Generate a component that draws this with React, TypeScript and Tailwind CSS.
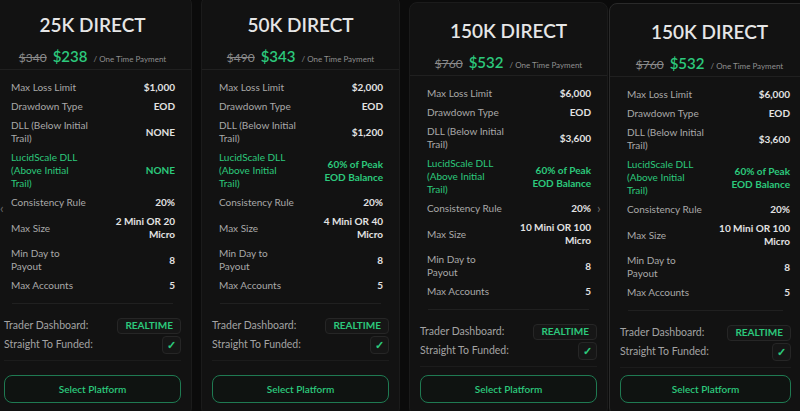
import React from "react";

type Card = {
  title: string;
  old: string;
  price: string;
  maxLoss: string;
  dll: string;
  lucid: string[];
  maxSize: string[];
};

const cards: Card[] = [
  { title: "25K DIRECT", old: "$340", price: "$238", maxLoss: "$1,000", dll: "NONE", lucid: ["NONE"], maxSize: ["2 Mini OR 20", "Micro"] },
  { title: "50K DIRECT", old: "$490", price: "$343", maxLoss: "$2,000", dll: "$1,200", lucid: ["60% of Peak", "EOD Balance"], maxSize: ["4 Mini OR 40", "Micro"] },
  { title: "150K DIRECT", old: "$760", price: "$532", maxLoss: "$6,000", dll: "$3,600", lucid: ["60% of Peak", "EOD Balance"], maxSize: ["10 Mini OR 100", "Micro"] },
  { title: "150K DIRECT", old: "$760", price: "$532", maxLoss: "$6,000", dll: "$3,600", lucid: ["60% of Peak", "EOD Balance"], maxSize: ["10 Mini OR 100", "Micro"] },
];

function Row({ label, value, green }: { label: string[]; value: string[]; green?: boolean }) {
  return (
    <div className="flex justify-between items-center py-[3px] text-[10px] leading-[13px]">
      <div className={green ? "text-[#2cc97c]" : "text-[#a9a9a9]"}>
        {label.map((l, i) => (
          <div key={i}>{l}</div>
        ))}
      </div>
      <div className={"text-right font-bold " + (green ? "text-[#2cc97c]" : "text-[#e2e2e2]")}>
        {value.map((v, i) => (
          <div key={i}>{v}</div>
        ))}
      </div>
    </div>
  );
}

function PlanCard({ c, extra, highlight }: { c: Card; extra: string; highlight?: boolean }) {
  return (
    <div
      className={
        "flex flex-col shrink-0 rounded-lg bg-[#121212] border " +
        (highlight ? "border-[#2a2a2a] w-[201px] " : "border-[#1b1b1b] w-[199px] ") +
        extra
      }
    >
      <div className="pt-[16px] text-center text-[19px] leading-[24px] font-semibold text-[#e6e6e6]">{c.title}</div>
      <div className="mt-[8px] h-[20px] flex items-baseline justify-center gap-[6px]">
        <span className="text-[12px] text-[#8a8a8a] line-through">{c.old}</span>
        <span className="text-[15px] font-semibold text-[#2cc97c]">{c.price}</span>
        <span className="text-[8px] text-[#8f8f8f]">/ One Time Payment</span>
      </div>
      <div className="mt-[4px] border-t border-[#202020]" />
      <div className={"pt-[8px] pb-[8px] pl-[17px] " + (highlight ? "pr-[19px]" : "pr-[16px]")}>
        <Row label={["Max Loss Limit"]} value={[c.maxLoss]} />
        <Row label={["Drawdown Type"]} value={["EOD"]} />
        <Row label={["DLL (Below Initial", "Trail)"]} value={[c.dll]} />
        <Row label={["LucidScale DLL", "(Above Initial", "Trail)"]} value={c.lucid} green />
        <Row label={["Consistency Rule"]} value={["20%"]} />
        <Row label={["Max Size"]} value={c.maxSize} />
        <Row label={["Min Day to", "Payout"]} value={["8"]} />
        <Row label={["Max Accounts"]} value={["5"]} />
      </div>
      <div className={"flex-1 flex flex-col pl-[10px] pb-[12px] " + (highlight ? "pr-[18px]" : "pr-[10px]")}>
        <div className="mx-[8px] border-t border-[#202020]" />
        <div className="pt-[13px] flex flex-col gap-[2px]">
          <div className="flex justify-between items-center h-[17px]">
            <span className="text-[10.5px] text-[#a3a3a3]">Trader Dashboard:</span>
            <span className="h-[16px] px-[7px] flex items-center rounded-[4px] border border-[#262626] bg-[#161616] text-[10px] font-bold text-[#2cc97c]">
              REALTIME
            </span>
          </div>
          <div className="flex justify-between items-center h-[18px]">
            <span className="text-[10.5px] text-[#a3a3a3]">Straight To Funded:</span>
            <span className="w-[19px] h-[18px] flex items-center justify-center rounded-[4px] border border-[#262626] bg-[#161616] text-[11px] font-bold text-[#2cc97c]">
              ✓
            </span>
          </div>
        </div>
        <div className="mt-[6px] border-t border-[#1c1c1c]" />
        <div className="flex-1" />
        <button className="h-[28px] w-full rounded-lg border-[1.5px] border-[#1f7a52] bg-[#0f1311] text-[10px] font-semibold text-[#2cc97c]">
          Select Platform
        </button>
      </div>
    </div>
  );
}

export default function App() {
  return (
    <div
      className="relative w-[800px] h-[411px] overflow-hidden bg-[#0b0b0b]"
      style={{ fontFamily: "Lato, 'Noto Sans', sans-serif" }}
    >
      <div className="flex items-stretch gap-[9px] -ml-[7px] -mt-[4px] h-[420px]">
        <PlanCard c={cards[0]} extra="" />
        <PlanCard c={cards[1]} extra="" />
        <PlanCard c={cards[2]} extra="mt-[6px]" />
        <PlanCard c={cards[3]} extra="mt-[7px] -ml-[8px]" highlight />
      </div>
      <div className="absolute left-[0px] top-[201px] text-[13px] leading-[14px] text-[#6b6b6b]">‹</div>
      <div className="absolute left-[597px] top-[201px] text-[13px] leading-[14px] text-[#6b6b6b]">›</div>
    </div>
  );
}
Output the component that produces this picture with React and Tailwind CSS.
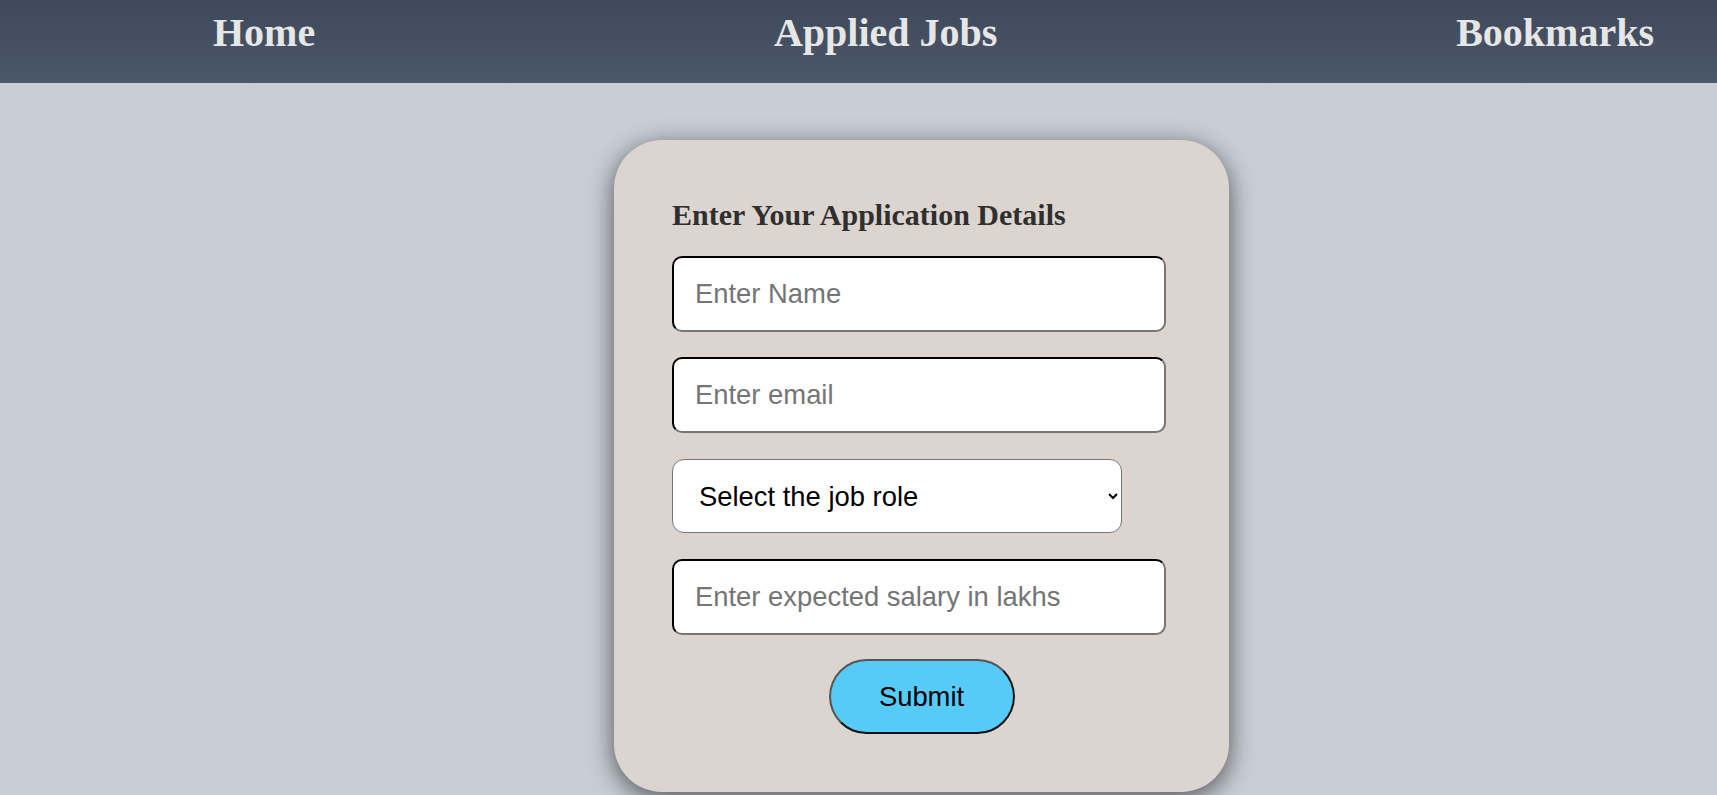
import { useState } from 'react';

const navLinks = ["Home", "Applied Jobs", "Bookmarks"];
const roles = ["Frontend Developer", "Backend Developer", "Full Stack Developer", "UI/UX Designer"];

function NavBar() {
  return (
    <nav className="h-[83px] flex justify-between items-start pt-[10px] pl-[213px] pr-[63px] bg-gradient-to-b from-[#3e495b] to-[#4b5869]">
      {navLinks.map(link => (
        <a
          key={link}
          href="#"
          className="text-[40px] leading-[46px] font-bold text-[#e6e6e6] font-['Liberation_Serif','Times_New_Roman',serif]"
        >
          {link}
        </a>
      ))}
    </nav>
  );
}

export default function App() {
  const [form, setForm] = useState({ name: '', email: '', role: '', salary: '' });

  const update = (key) => (e) => setForm({ ...form, [key]: e.target.value });

  const inputClass =
    "w-[494px] h-[76px] shrink-0 rounded-[10px] border-2 [border-style:inset] border-t-[#1f1f1f] border-l-[#1f1f1f] border-b-[#767676] border-r-[#767676] bg-white pl-[21px] text-[27.4px] text-black placeholder:text-[#757575] outline-none font-['Liberation_Sans',Arial,sans-serif]";

  return (
    <div className="min-h-[795px] bg-[#c9ced6]">
      <NavBar />
      <div className="flex justify-center pt-[57px] pl-[126px]">
        <form
          onSubmit={e => e.preventDefault()}
          className="w-[615px] h-[652px] rounded-[48px] bg-[#dcd5cf] shadow-[0_6px_26px_rgba(0,0,0,0.6)] px-[58px] pt-[58px] flex flex-col gap-[25px]"
        >
          <h3 className="text-[30px] leading-[33px] font-bold text-[#2f2f2f] font-['Liberation_Serif','Times_New_Roman',serif]">
            Enter Your Application Details
          </h3>
          <input className={inputClass} placeholder="Enter Name" value={form.name} onChange={update('name')} />
          <input className={inputClass + " h-[75px]"} placeholder="Enter email" value={form.email} onChange={update('email')} />
          <select
            value={form.role}
            onChange={update('role')}
            className="w-[450px] h-[74px] mt-[1px] shrink-0 rounded-[12px] border border-[#767676] bg-white pl-[22px] pr-[4px] text-[27.4px] text-black outline-none font-['Liberation_Sans',Arial,sans-serif]"
          >
            <option value="">Select the job role</option>
            {roles.map(r => (
              <option key={r} value={r}>{r}</option>
            ))}
          </select>
          <input className={inputClass + " h-[75px] mt-[1px]"} placeholder="Enter expected salary in lakhs" value={form.salary} onChange={update('salary')} />
          <button
            type="submit"
            className="self-center w-[186px] h-[75px] mt-[-1px] shrink-0 rounded-full border-2 border-t-[#555] border-l-[#555] border-b-[#111] border-r-[#111] bg-[#56cbf9] text-[27.4px] text-black font-['Liberation_Sans',Arial,sans-serif]"
          >
            Submit
          </button>
        </form>
      </div>
    </div>
  );
}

Written instruction
Go to the line containing "Output the component" and copy exactly from there through the line containing "h-[76px] shrink-0 rounded-[10px]", both included, and nothing more. Pictures are excluded.

Expected answer
Output the component that produces this picture with React and Tailwind CSS.
import { useState } from 'react';

const navLinks = ["Home", "Applied Jobs", "Bookmarks"];
const roles = ["Frontend Developer", "Backend Developer", "Full Stack Developer", "UI/UX Designer"];

function NavBar() {
  return (
    <nav className="h-[83px] flex justify-between items-start pt-[10px] pl-[213px] pr-[63px] bg-gradient-to-b from-[#3e495b] to-[#4b5869]">
      {navLinks.map(link => (
        <a
          key={link}
          href="#"
          className="text-[40px] leading-[46px] font-bold text-[#e6e6e6] font-['Liberation_Serif','Times_New_Roman',serif]"
        >
          {link}
        </a>
      ))}
    </nav>
  );
}

export default function App() {
  const [form, setForm] = useState({ name: '', email: '', role: '', salary: '' });

  const update = (key) => (e) => setForm({ ...form, [key]: e.target.value });

  const inputClass =
    "w-[494px] h-[76px] shrink-0 rounded-[10px] border-2 [border-style:inset] border-t-[#1f1f1f] border-l-[#1f1f1f] border-b-[#767676] border-r-[#767676] bg-white pl-[21px] text-[27.4px] text-black placeholder:text-[#757575] outline-none font-['Liberation_Sans',Arial,sans-serif]";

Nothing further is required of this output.